Admitted, there are times early on when Rio Bravo seems slow and stagey and you’re tempted to urge the actors to get on with it. And Pedro Gonzalez Gonzalez as the effusive Mexican hotelier is borderline (no pun intended) embarrassing. And Ricky is (just as well) no Brando or even Steve McQueen. And yes, Walter Brennan may grate on the nerves, but he too has a life in the larger culture, not only as Grandpa Amos McCoy in the sitcom, The Real McCoys, but as Bogart’s alcoholic sidekick in To Have and Have Not. Then there’s the mannered, edgily charming performance of Angie Dickinson, whose moves occasionally suggest the quirky body language of Diane Keaton’s Annie Hall 15 years down the road.

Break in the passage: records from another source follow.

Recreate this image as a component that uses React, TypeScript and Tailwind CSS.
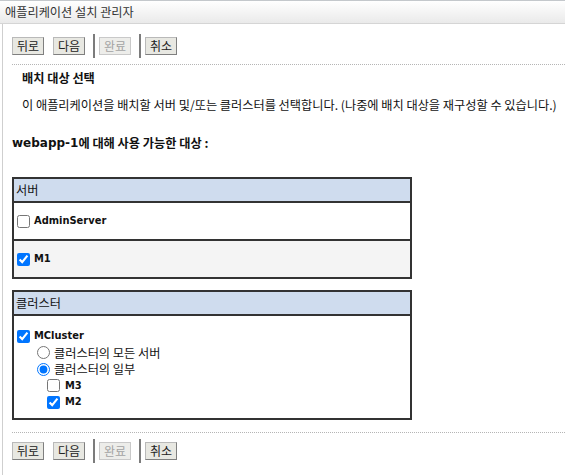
import React from "react";

const KR = "font-['Noto_Sans_CJK_KR',sans-serif]";
const LAT = "font-['DejaVu_Sans_Condensed','Liberation_Sans','Noto_Sans_CJK_KR',sans-serif]";

function Btn({ label, disabled }: { label: string; disabled?: boolean }) {
  return (
    <div
      className={
        "h-[18px] w-[32px] flex items-center justify-center border text-[12px] leading-none " +
        KR +
        (disabled
          ? " bg-[#ededea] text-[#a3a3a3] border-[#c9c9c9]"
          : " bg-[#e8e8e2] text-[#222] border-[#b9b9b9] border-r-[#7f7f7f] border-b-[#7f7f7f]")
      }
    >
      {label}
    </div>
  );
}

function Sep() {
  return <div className="w-[2px] h-[24px] bg-[#7c7c7c]" />;
}

function ButtonRow() {
  return (
    <div className="flex items-center h-[24px]">
      <Btn label="뒤로" />
      <div className="w-[9px]" />
      <Btn label="다음" />
      <div className="w-[8px]" />
      <Sep />
      <div className="w-[4px]" />
      <Btn label="완료" disabled />
      <div className="w-[8px]" />
      <Sep />
      <div className="w-[4px]" />
      <Btn label="취소" />
    </div>
  );
}

function Check({ checked }: { checked?: boolean }) {
  return (
    <input
      type="checkbox"
      defaultChecked={checked}
      className="m-0 w-[13px] h-[13px] shrink-0"
    />
  );
}

function Radio({ checked }: { checked?: boolean }) {
  return (
    <input
      type="radio"
      name="cl"
      defaultChecked={checked}
      className="m-0 w-[13px] h-[13px] shrink-0"
    />
  );
}

export default function App() {
  return (
    <div className="relative w-[565px] h-[475px] bg-white overflow-hidden text-[#111]">
      <div
        className={
          "h-[24px] border-t border-b border-t-[#c4c8cc] border-b-[#d5d5d5] bg-gradient-to-b from-white to-[#eaeaea] flex items-center pl-[5px] text-[12.2px] text-[#333] " +
          KR
        }
      >
        애플리케이션 설치 관리자
      </div>
      <div className="ml-[2px] border-l border-[#cfcfcf] h-[451px] pl-[9px]">
        <div className="pt-[10px]">
          <ButtonRow />
        </div>
        <div className="mt-[6px] border-t border-dotted border-[#b5b5b5]" />
        <div className={"ml-[10px] mt-[5px] h-[16px] flex items-center font-bold text-[12.2px] " + KR}>
          배치 대상 선택
        </div>
        <div className={"ml-[10px] mt-[11px] h-[16px] flex items-center text-[12.2px] whitespace-nowrap " + KR}>
          이 애플리케이션을 배치할 서버 및/또는 클러스터를 선택합니다. (나중에 배치 대상을 재구성할 수 있습니다.)
        </div>
        <div className={"mt-[22px] h-[16px] flex items-center font-bold text-[12.2px] " + KR}>
          <span className="font-['DejaVu_Sans',sans-serif] text-[12px]">webapp-1</span>에 대해 사용 가능한 대상 :
        </div>

        <div className="mt-[26px] w-[400px] border-2 border-[#333]">
          <div className={"h-[24px] bg-[#cfdcee] border-b-2 border-[#333] flex items-center pl-[2px] text-[12.2px] " + KR}>
            서버
          </div>
          <div className="h-[38px] bg-white border-b-2 border-[#333] flex items-center pl-[3px] gap-[4px]">
            <Check />
            <span className={LAT + " font-bold text-[11px]"}>AdminServer</span>
          </div>
          <div className="h-[36px] bg-[#f4f4f4] flex items-center pl-[3px] gap-[4px]">
            <Check checked />
            <span className={LAT + " font-bold text-[11px]"}>M1</span>
          </div>
        </div>

        <div className="mt-[11px] w-[400px] border-2 border-[#333]">
          <div className={"h-[24px] bg-[#cfdcee] border-b-2 border-[#333] flex items-center pl-[2px] text-[12.2px] " + KR}>
            클러스터
          </div>
          <div className="h-[102px] bg-white pt-[12px] pl-[3px]">
            <div className="h-[16.5px] flex items-center gap-[4px]">
              <Check checked />
              <span className={LAT + " font-bold text-[11px]"}>MCluster</span>
            </div>
            <div className="h-[16.5px] flex items-center gap-[4px] pl-[20px]">
              <Radio />
              <span className={KR + " text-[12.2px]"}>클러스터의 모든 서버</span>
            </div>
            <div className="h-[16.5px] flex items-center gap-[4px] pl-[20px]">
              <Radio checked />
              <span className={KR + " text-[12.2px]"}>클러스터의 일부</span>
            </div>
            <div className="h-[16.5px] flex items-center gap-[5px] pl-[30px]">
              <Check />
              <span className={LAT + " font-bold text-[11px]"}>M3</span>
            </div>
            <div className="h-[16.5px] flex items-center gap-[5px] pl-[30px]">
              <Check checked />
              <span className={LAT + " font-bold text-[11px]"}>M2</span>
            </div>
          </div>
        </div>

        <div className="mt-[12px] border-t border-dotted border-[#b5b5b5]" />
        <div className="mt-[6px]">
          <ButtonRow />
        </div>
      </div>
    </div>
  );
}
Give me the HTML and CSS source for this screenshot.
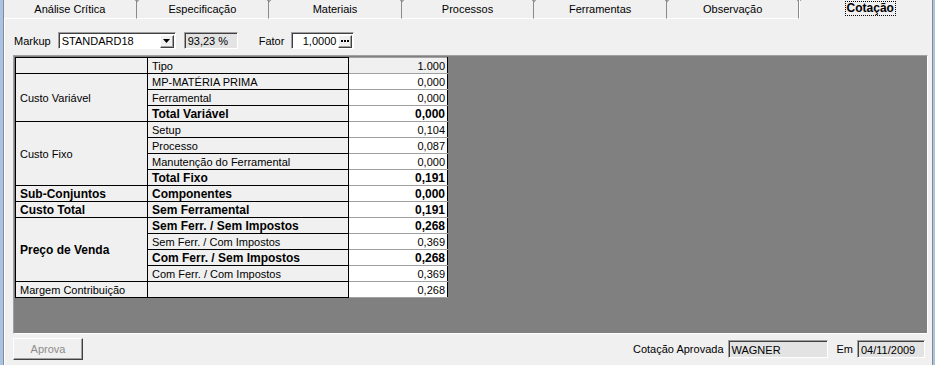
FILE: index.html
```html
<!DOCTYPE html>
<html lang="pt">
<head>
    <meta charset="UTF-8">
    <meta name="viewport" content="width=device-width, initial-scale=1.0">
    <title>Cotação</title>
    <link rel="stylesheet" href="styles.css">
</head>
<body>
    <div class="window">
        <div class="tabs">
            <div class="tab">Análise Crítica</div>
            <div class="tab">Especificação</div>
            <div class="tab">Materiais</div>
            <div class="tab">Processos</div>
            <div class="tab">Ferramentas</div>
            <div class="tab">Observação</div>
            <div class="tab active"><span class="focus">Cotação</span></div>
        </div>

        <div class="page">
            <div class="toolbar">
                <span class="label">Markup</span>
                <div class="field combo">
                    <span class="value">STANDARD18</span>
                    <span class="btn drop">
                        <svg width="7" height="4" viewBox="0 0 7 4"><polygon points="0,0 7,0 3.5,4" fill="#000"/></svg>
                    </span>
                </div>
                <div class="field readonly percent">93,23 %</div>
                <span class="label fator">Fator</span>
                <div class="field fator-box">
                    <span class="value num">1,0000</span>
                    <span class="btn dots">
                        <svg width="8" height="2" viewBox="0 0 8 2"><rect x="0" y="0" width="2" height="2"/><rect x="3" y="0" width="2" height="2"/><rect x="6" y="0" width="2" height="2"/></svg>
                    </span>
                </div>
            </div>

            <div class="grid">
                <table class="cost">
                    <colgroup>
                        <col class="w1">
                        <col class="w2">
                        <col class="w3">
                    </colgroup>
                    <tr>
                        <td class="c1"></td>
                        <td class="c2">Tipo</td>
                        <td class="c3 fixed">1.000</td>
                    </tr>
                    <tr>
                        <td class="c1" rowspan="3">Custo Variável</td>
                        <td class="c2">MP-MATÉRIA PRIMA</td>
                        <td class="c3">0,000</td>
                    </tr>
                    <tr>
                        <td class="c2">Ferramental</td>
                        <td class="c3">0,000</td>
                    </tr>
                    <tr class="bold">
                        <td class="c2">Total Variável</td>
                        <td class="c3">0,000</td>
                    </tr>
                    <tr>
                        <td class="c1" rowspan="4">Custo Fixo</td>
                        <td class="c2">Setup</td>
                        <td class="c3">0,104</td>
                    </tr>
                    <tr>
                        <td class="c2">Processo</td>
                        <td class="c3">0,087</td>
                    </tr>
                    <tr>
                        <td class="c2">Manutenção do Ferramental</td>
                        <td class="c3">0,000</td>
                    </tr>
                    <tr class="bold">
                        <td class="c2">Total Fixo</td>
                        <td class="c3">0,191</td>
                    </tr>
                    <tr class="bold">
                        <td class="c1">Sub-Conjuntos</td>
                        <td class="c2">Componentes</td>
                        <td class="c3">0,000</td>
                    </tr>
                    <tr class="bold">
                        <td class="c1">Custo Total</td>
                        <td class="c2">Sem Ferramental</td>
                        <td class="c3">0,191</td>
                    </tr>
                    <tr class="bold">
                        <td class="c1" rowspan="4">Preço de Venda</td>
                        <td class="c2">Sem Ferr. / Sem Impostos</td>
                        <td class="c3">0,268</td>
                    </tr>
                    <tr>
                        <td class="c2">Sem Ferr. / Com Impostos</td>
                        <td class="c3">0,369</td>
                    </tr>
                    <tr class="bold">
                        <td class="c2">Com Ferr. / Sem Impostos</td>
                        <td class="c3">0,268</td>
                    </tr>
                    <tr>
                        <td class="c2">Com Ferr. / Com Impostos</td>
                        <td class="c3">0,369</td>
                    </tr>
                    <tr>
                        <td class="c1">Margem Contribuição</td>
                        <td class="c2"></td>
                        <td class="c3">0,268</td>
                    </tr>
                </table>
            </div>

            <div class="footer">
                <button class="approve" disabled>Aprova</button>
                <div class="approved">
                    <span class="label">Cotação Aprovada</span>
                    <div class="field readonly user">WAGNER</div>
                    <span class="label em">Em</span>
                    <div class="field readonly date">04/11/2009</div>
                </div>
            </div>
        </div>
    </div>
</body>
</html>
```

FILE: styles.css
```css
body {
    margin: 0;
    background-color: #a9c3e6;
    font-family: "Liberation Sans", Arial, sans-serif;
    font-size: 11px;
    color: #000;
}

.window {
    box-sizing: border-box;
    width: 930px;
    height: 365px;
    margin-left: 3px;
    background-color: #f0f0f0;
    border-left: 1px solid #8a8a8a;
    border-right: 1px solid #8a8a8a;
    display: flex;
    flex-direction: column;
    overflow: hidden;
}

/* onglets */
.tabs {
    display: flex;
    height: 19px;
}

.tab {
    flex: 1;
    position: relative;
    height: 18px;
    display: flex;
    align-items: center;
    justify-content: center;
    border-right: 1px solid #8a8a8a;
    border-bottom: 1px solid #fff;
}

.tab::after {
    content: "";
    position: absolute;
    right: -4px;
    top: -5px;
    width: 5px;
    height: 5px;
    border-right: 1px solid #8a8a8a;
    border-bottom: 1px solid #8a8a8a;
    transform: rotate(45deg);
}

.tab.active {
    height: 19px;
    border-right: none;
    border-bottom: none;
    border-left: 1px solid #fff;
    font-weight: bold;
    font-size: 12px;
    align-items: flex-start;
    padding-top: 1px;
    box-sizing: border-box;
}

.tab.active::after {
    display: none;
}

.focus {
    border: 1px dotted #000;
    padding: 0 1px;
    line-height: 13px;
    margin-left: 8px;
}

.page {
    flex: 1;
    display: flex;
    flex-direction: column;
    border-left: 1px solid #fff;
}

/* barre markup */
.toolbar {
    display: flex;
    align-items: center;
    height: 17px;
    margin-top: 13px;
    padding-left: 9px;
}

.label {
    white-space: nowrap;
}

.field {
    box-sizing: border-box;
    height: 17px;
    display: flex;
    align-items: center;
    background-color: #fff;
    border: 1px solid;
    border-color: #a0a0a0 #fff #fff #a0a0a0;
    box-shadow: inset 1px 1px 0 #404040;
    padding: 1px 1px 0 3px;
}

.field .value {
    flex: 1;
}

.readonly {
    background-color: #e3e3e3;
}

.combo {
    width: 118px;
    margin-left: 7px;
}

.btn {
    box-sizing: border-box;
    width: 14px;
    height: 13px;
    display: flex;
    align-items: center;
    justify-content: center;
    background-color: #f0f0f0;
    border: 1px solid;
    border-color: #fff #404040 #404040 #fff;
    box-shadow: inset -1px -1px 0 #a0a0a0;
}

.percent {
    width: 54px;
    margin-left: 8px;
}

.fator {
    margin-left: 21px;
}

.fator-box {
    width: 63px;
    margin-left: 7px;
}

.num {
    text-align: right;
    padding-right: 2px;
}

/* grille */
.grid {
    box-sizing: border-box;
    width: 915px;
    height: 279px;
    margin: 6px 0 0 8px;
    padding: 1px;
    background-color: #808080;
    border: 1px solid;
    border-color: #a0a0a0 #fff #fff #a0a0a0;
}

.cost {
    border-collapse: collapse;
    table-layout: fixed;
    width: 432px;
}

.w1 { width: 132px; }
.w2 { width: 201px; }
.w3 { width: 99px; }

.cost tr {
    height: 16px;
}

.cost td {
    padding: 0;
    line-height: 14px;
    white-space: nowrap;
    overflow: hidden;
    border: 1px solid #000;
}

.c1 {
    background-color: #f0f0f0;
    padding-left: 4px !important;
    vertical-align: middle;
}

.c2 {
    background-color: #f0f0f0;
    padding-left: 4px !important;
}

.c3 {
    background-color: #fff;
    text-align: right;
    padding-right: 2px !important;
    border-top-color: #a0a0a0 !important;
    border-bottom-color: #a0a0a0 !important;
}

.c3.fixed {
    background-color: #f0f0f0;
}

.bold td {
    font-weight: bold;
    font-size: 12px;
}

/* pied */
.footer {
    display: flex;
    align-items: center;
    justify-content: space-between;
    margin-top: 4px;
    padding: 0 7px 0 8px;
}

.approve {
    width: 70px;
    height: 22px;
    font-family: "Liberation Sans", Arial, sans-serif;
    font-size: 11px;
    color: #8c8c8c;
    background-color: #f0f0f0;
    border: 1px solid;
    border-color: #fff #404040 #404040 #fff;
    box-shadow: inset -1px -1px 0 #a0a0a0;
}

.approved {
    display: flex;
    align-items: center;
}

.user {
    width: 100px;
    height: 18px;
    margin-left: 4px;
}

.em {
    margin-left: 9px;
}

.date {
    width: 68px;
    height: 18px;
    margin-left: 4px;
}
```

There is much much more to be said about Rio Bravo, though the most articulate and intelligent discussion I know of is in Robin Wood’s 1968 book, and the most succinct is in Garry Giddins’s collection of reviews, Warning Shadows, which ends with Dude and Stumpy “strolling into the fantasy world of incandescent Hollywood, where everyone ends up content and whole.”